Start simple. You do not need a $300 grinder, a gooseneck kettle, a scale, and a timer on day one. A basic burr grinder and whatever brewer you already own will give you a massive upgrade. You can geek out later if you want to.

Batch your setup on weekends. Use Saturday or Sunday to try a new bean, adjust your grind size, or experiment with a new brew method. Keep weekday mornings simple and consistent.

Frequently Asked Questions

Is grinding your own coffee really worth it?

Yes. The flavor difference between freshly ground and pre-ground coffee is noticeable even to people who do not consider themselves coffee enthusiasts. If you spend more than $10 a month on coffee beans, investing $50 to $70 in a burr grinder pays for itself in better cups within the first bag.

How long does it take to grind coffee in the morning?

An electric burr grinder takes 20 to 30 seconds to grind enough for a full pot. A manual hand grinder takes 60 to 90 seconds for a single cup. Either way, the time commitment is minimal compared to the flavor improvement.

Can I grind coffee beans the night before?

You can, but you lose most of the freshness benefit. Ground coffee degrades quickly once exposed to air. If you must prep ahead, keep the grounds in an airtight container and use them within a few hours for the best results. A better option is to pre-measure whole beans the night before and grind them in the morning.

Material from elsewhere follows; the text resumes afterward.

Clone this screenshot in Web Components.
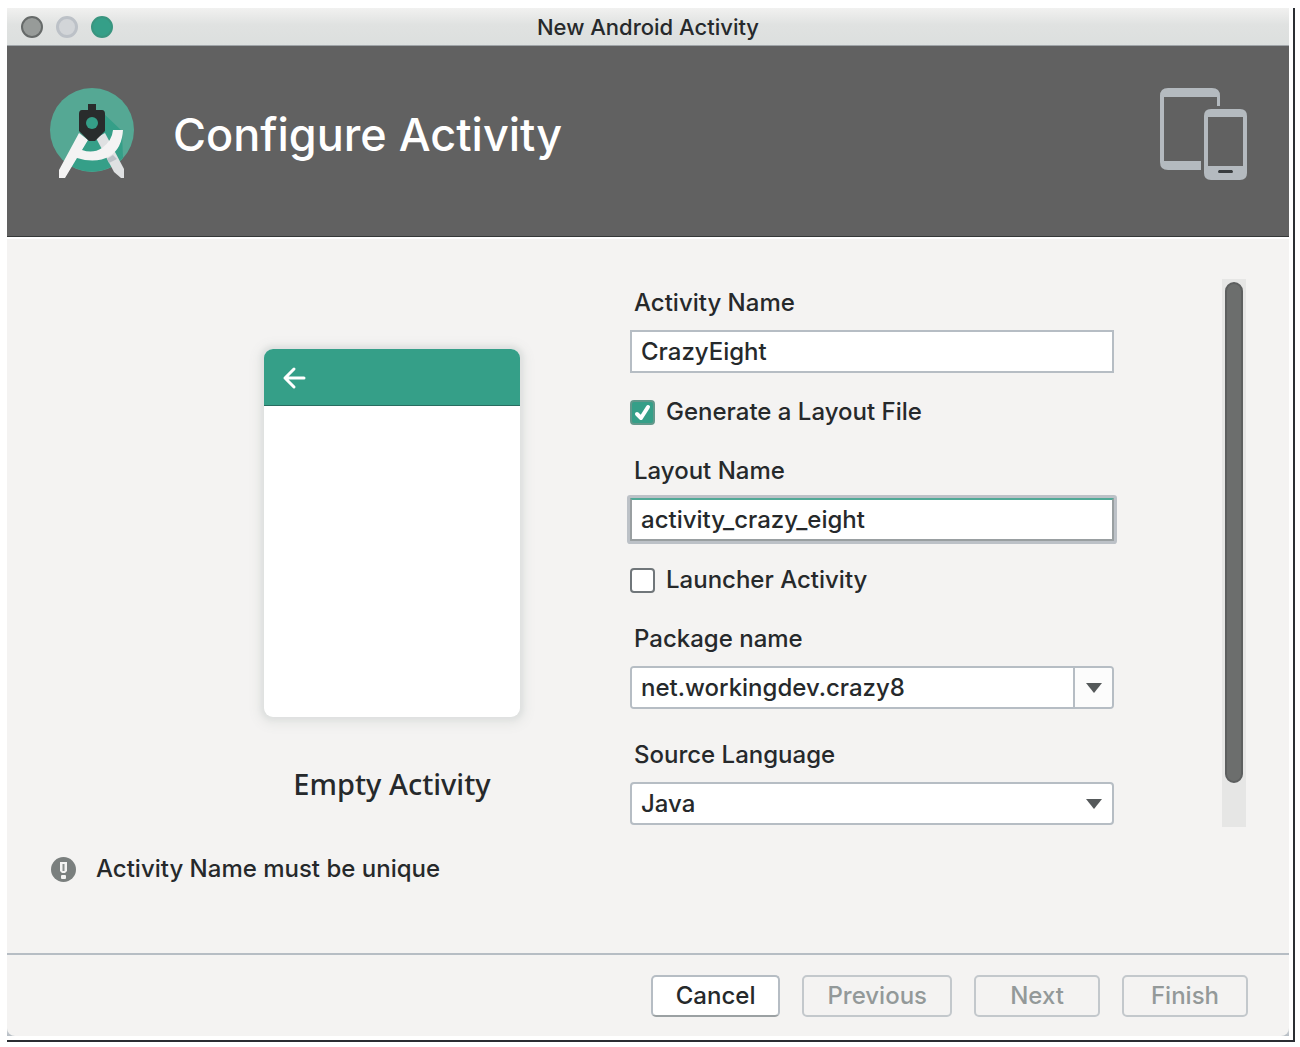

Do I need an expensive grinder to get good results?

No. Entry-level burr grinders in the $50 to $70 range produce significantly better results than blade grinders or pre-ground coffee. You get diminishing returns above $150 unless you are making espresso, which demands finer and more consistent particle sizes.

Key Takeaways

The daily grind is a simple habit with an outsized payoff. Fresh beans plus a decent burr grinder plus grinding right before you brew equals noticeably better coffee. It adds less than a minute to your morning. Start with a mid-range burr grinder, buy beans with a roast date, and grind only what you need. Your coffee will taste better starting with the very first cup.